For completeness, and in case there was any misunderstanding about Mr Sinclair’s possible analogy with the position in relation to public procurement, I accept Mr Barrett’s well informed and helpful submissions as follows:
The public procurement cases where the court is concerned with the rejection of a bid on the grounds that it was not validly submitted by the specified deadline are concerned with the question whether it was proportionate or disproportionate to refuse to waive the deadline or to grant an extension of time: see e.g. Azam & Co Solicitors v Legal Services Commission [2011] EuLR 132. It was in this context that His Honour Judge Waksman QC (as he then was) said, at [31] of the Harrow case, that:
“the critical factor which gives rise, or may give rise, to a duty to seek clarification is where the tender as it stands cannot be properly considered because it is ambiguous or incomplete or contains an obvious clerical error rendering suspect that part of the bid. If the inability to proceed with a bid, which may be an advantageous addition to the competitive process, can be resolved easily and quickly it should be done, assuming there is no change to the bid or risk of that happening. If there is an obvious error or ambiguity or gap, clarifying it does not change the bid because, objectively the bid never positively said otherwise.”

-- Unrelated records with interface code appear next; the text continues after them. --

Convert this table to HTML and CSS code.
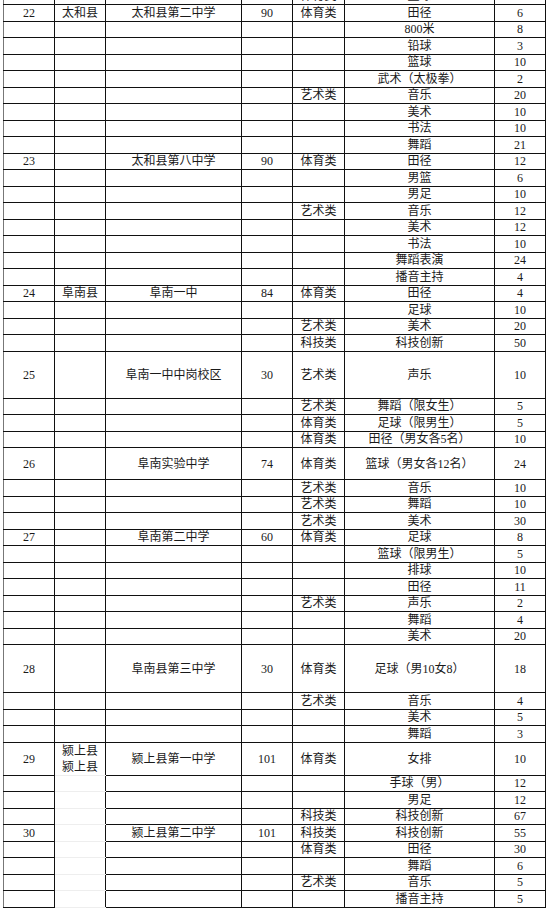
FILE: index.html
```html
<!DOCTYPE html>
<html lang="zh">
<head>
<meta charset="utf-8">
<title>招生计划表</title>
<link rel="stylesheet" href="styles.css">
</head>
<body>
<div class="wrap">
<table class="t">
<colgroup>
<col class="c1"><col class="c2"><col class="c3"><col class="c4"><col class="c5"><col class="c6"><col class="c7">
</colgroup>
<tbody>
<tr><td></td><td></td><td></td><td></td><td>体育类</td><td>篮球</td><td>10</td></tr>
<tr><td>22</td><td>太和县</td><td>太和县第二中学</td><td>90</td><td>体育类</td><td>田径</td><td>6</td></tr>
<tr><td></td><td></td><td></td><td></td><td></td><td>800米</td><td>8</td></tr>
<tr><td></td><td></td><td></td><td></td><td></td><td>铅球</td><td>3</td></tr>
<tr><td></td><td></td><td></td><td></td><td></td><td>篮球</td><td>10</td></tr>
<tr><td></td><td></td><td></td><td></td><td></td><td>武术（太极拳）</td><td>2</td></tr>
<tr><td></td><td></td><td></td><td></td><td>艺术类</td><td>音乐</td><td>20</td></tr>
<tr><td></td><td></td><td></td><td></td><td></td><td>美术</td><td>10</td></tr>
<tr><td></td><td></td><td></td><td></td><td></td><td>书法</td><td>10</td></tr>
<tr><td></td><td></td><td></td><td></td><td></td><td>舞蹈</td><td>21</td></tr>
<tr><td>23</td><td></td><td>太和县第八中学</td><td>90</td><td>体育类</td><td>田径</td><td>12</td></tr>
<tr><td></td><td></td><td></td><td></td><td></td><td>男篮</td><td>6</td></tr>
<tr><td></td><td></td><td></td><td></td><td></td><td>男足</td><td>10</td></tr>
<tr><td></td><td></td><td></td><td></td><td>艺术类</td><td>音乐</td><td>12</td></tr>
<tr><td></td><td></td><td></td><td></td><td></td><td>美术</td><td>12</td></tr>
<tr><td></td><td></td><td></td><td></td><td></td><td>书法</td><td>10</td></tr>
<tr><td></td><td></td><td></td><td></td><td></td><td>舞蹈表演</td><td>24</td></tr>
<tr><td></td><td></td><td></td><td></td><td></td><td>播音主持</td><td>4</td></tr>
<tr><td>24</td><td>阜南县</td><td>阜南一中</td><td>84</td><td>体育类</td><td>田径</td><td>4</td></tr>
<tr><td></td><td></td><td></td><td></td><td></td><td>足球</td><td>10</td></tr>
<tr><td></td><td></td><td></td><td></td><td>艺术类</td><td>美术</td><td>20</td></tr>
<tr><td></td><td></td><td></td><td></td><td>科技类</td><td>科技创新</td><td>50</td></tr>
<tr class="h47"><td>25</td><td></td><td>阜南一中中岗校区</td><td>30</td><td>艺术类</td><td>声乐</td><td>10</td></tr>
<tr><td></td><td></td><td></td><td></td><td>艺术类</td><td>舞蹈（限女生）</td><td>5</td></tr>
<tr><td></td><td></td><td></td><td></td><td>体育类</td><td>足球（限男生）</td><td>5</td></tr>
<tr><td></td><td></td><td></td><td></td><td>体育类</td><td>田径（男女各5名）</td><td>10</td></tr>
<tr class="h32"><td>26</td><td></td><td>阜南实验中学</td><td>74</td><td>体育类</td><td>篮球（男女各12名）</td><td>24</td></tr>
<tr><td></td><td></td><td></td><td></td><td>艺术类</td><td>音乐</td><td>10</td></tr>
<tr><td></td><td></td><td></td><td></td><td>艺术类</td><td>舞蹈</td><td>10</td></tr>
<tr><td></td><td></td><td></td><td></td><td>艺术类</td><td>美术</td><td>30</td></tr>
<tr><td>27</td><td></td><td>阜南第二中学</td><td>60</td><td>体育类</td><td>足球</td><td>8</td></tr>
<tr><td></td><td></td><td></td><td></td><td></td><td>篮球（限男生）</td><td>5</td></tr>
<tr><td></td><td></td><td></td><td></td><td></td><td>排球</td><td>10</td></tr>
<tr><td></td><td></td><td></td><td></td><td></td><td>田径</td><td>11</td></tr>
<tr><td></td><td></td><td></td><td></td><td>艺术类</td><td>声乐</td><td>2</td></tr>
<tr><td></td><td></td><td></td><td></td><td></td><td>舞蹈</td><td>4</td></tr>
<tr><td></td><td></td><td></td><td></td><td></td><td>美术</td><td>20</td></tr>
<tr class="h48"><td>28</td><td></td><td>阜南县第三中学</td><td>30</td><td>体育类</td><td>足球（男10女8）</td><td>18</td></tr>
<tr><td></td><td></td><td></td><td></td><td>艺术类</td><td>音乐</td><td>4</td></tr>
<tr><td></td><td></td><td></td><td></td><td></td><td>美术</td><td>5</td></tr>
<tr><td></td><td></td><td></td><td></td><td></td><td>舞蹈</td><td>3</td></tr>
<tr class="h33"><td>29</td><td class="faintb">颍上县<br>颍上县</td><td>颍上县第一中学</td><td>101</td><td>体育类</td><td>女排</td><td>10</td></tr>
<tr><td></td><td class="faint"></td><td></td><td></td><td></td><td>手球（男）</td><td>12</td></tr>
<tr><td></td><td class="faint"></td><td></td><td></td><td></td><td>男足</td><td>12</td></tr>
<tr><td></td><td class="faint"></td><td></td><td></td><td>科技类</td><td>科技创新</td><td>67</td></tr>
<tr><td>30</td><td class="faint"></td><td>颍上县第二中学</td><td>101</td><td>科技类</td><td>科技创新</td><td>55</td></tr>
<tr><td></td><td class="faint"></td><td></td><td></td><td>体育类</td><td>田径</td><td>30</td></tr>
<tr><td></td><td class="faint"></td><td></td><td></td><td></td><td>舞蹈</td><td>6</td></tr>
<tr><td></td><td class="faint"></td><td></td><td></td><td>艺术类</td><td>音乐</td><td>5</td></tr>
<tr><td></td><td class="faint"></td><td></td><td></td><td></td><td>播音主持</td><td>5</td></tr>
</tbody>
</table>
</div>
</body>
</html>
```

FILE: styles.css
```css
html, body {
  margin: 0;
  padding: 0;
  background: #ffffff;
}

.wrap {
  width: 547px;
  height: 908px;
  overflow: hidden;
}

.t {
  margin-top: -12.5px;
  margin-left: 3px;
  border-collapse: collapse;
  table-layout: fixed;
  width: 543px;
  font-family: "Liberation Serif", "Noto Sans CJK SC", serif;
  font-size: 12px;
  color: #1a1a1a;
}

.c1 { width: 51px; }
.c2 { width: 51px; }
.c3 { width: 136px; }
.c4 { width: 51px; }
.c5 { width: 52px; }
.c6 { width: 150px; }
.c7 { width: 51px; }

.t tr {
  height: 16.5px;
}

.t td {
  border: 1px solid #111;
  padding: 0;
  text-align: center;
  vertical-align: middle;
  line-height: 14px;
  white-space: nowrap;
  overflow: hidden;
}

.t td:first-child {
  border-left-color: #777;
}

.t tr.h47 { height: 47px; }
.t tr.h32 { height: 32px; }
.t tr.h48 { height: 48px; }
.t tr.h33 { height: 33px; }

.t td.faintb {
  border-bottom-color: #eeeeee;
  line-height: 16px;
}

.t td.faint {
  border-top-color: #eeeeee;
  border-bottom-color: #eeeeee;
}
```
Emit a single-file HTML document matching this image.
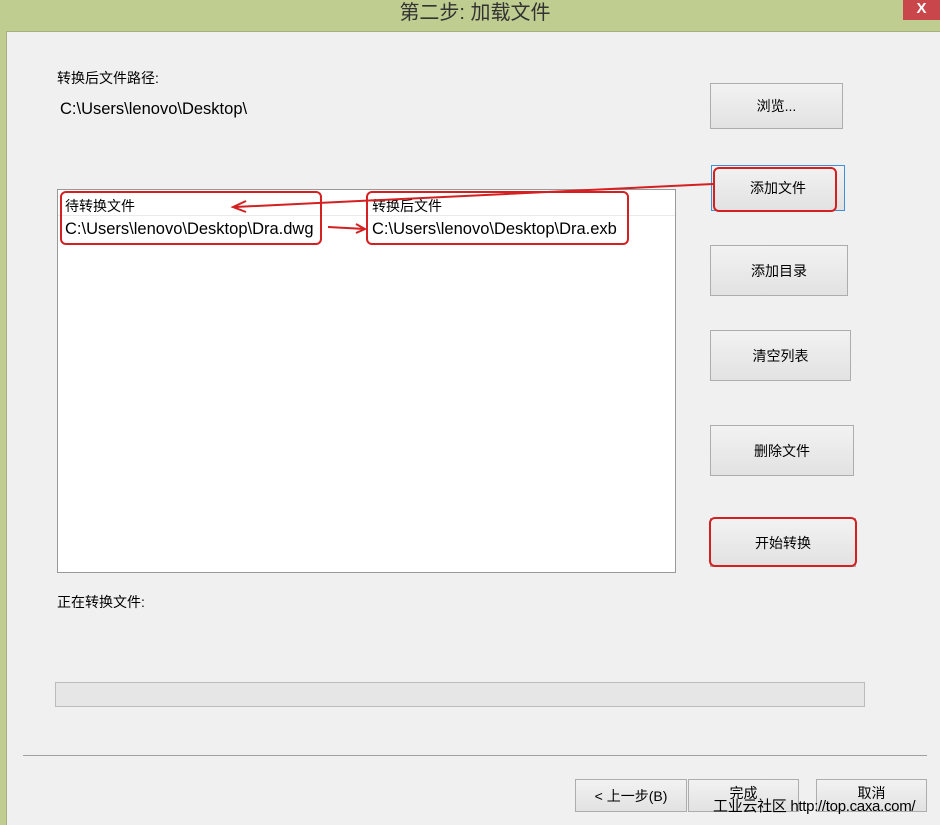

However, as Mr Sinclair accepted in his reply, the public law issues arising out of his pleaded grounds of challenge do not raise the question whether the Decision was proportionate. There is no “read across”. Apart from the fact that the present case is concerned with different legal concepts, the public procurement legal framework engages different legal and policy sources and considerations: compare Menai Collect Limited & Another and Department for Constitutional Affairs [2006] EWHC 724 (Admin) at [49] and R (British Gas Trading Ltd) v Secretary of State for Energy Security and Net Zero [2023] EWHC 737 (Admin) at [192]-[194].
Moreover, even if there were a read across or an analogy, the approach under the public procurement legal framework emphasises the legitimacy and importance of deadlines (provided they are communicated) and the need, in the interests of fairness to all potential and actual bidders, to apply them rigorously and consistently. Refusals to grant extensions of time where the failure to submit a valid bid within the deadline results from error or carelessness on the part of the bidder will generally be held to be proportionate even if the error is not particularly culpable and the consequences for the bidder are severe: see the cases considered in Harrow and see Inhealth Intelligence Limited v NHS England [2023] EWHC 352 (TCC).
Even assuming in the Claimant’s favour that the present is an “obvious clerical error” case, the overwhelming likelihood is that the Decision would be held to be proportionate had it been reached in the context of public procurement.
Finally, as far as Mr Sinclair’s references to conspicuous unfairness and abuse of power are concerned, I accept Mr Barrett’s submission, based on R (Gallagher Group Ltd) v Competition and Markets Authority [2019] AC 96 at [40]-[41] that there are no free standing public law principles of “conspicuous unfairness” or “substantive unfairness”. There is a principle of substantive legitimate expectation where, in very broad summary, there is a clear, unambiguous and unqualified representation that the claimant will receive a substantive benefit from which it would be an abuse of power for the public body to resile. That does not arise and is not contended for here: for such a case to reach “first base” there would need to have been, at least, a representation by Ofgem that materials submitted after the 9 June deadline would be taken into account whereas Ofgem’s often stated position was to very different effect. Mr Sinclair referred in passing to abuse of power when he showed the Camelot case to the court, but in no realistic sense was it an abuse of power for Ofgem to decline to consider material submitted after the 9 June deadline in circumstances where that deadline and its effect had been publicised long in advance, the deadline was applicable to all applications and the Claimant had failed to meet it through its own lack of care.
Conclusion
For all of these reasons I refuse permission.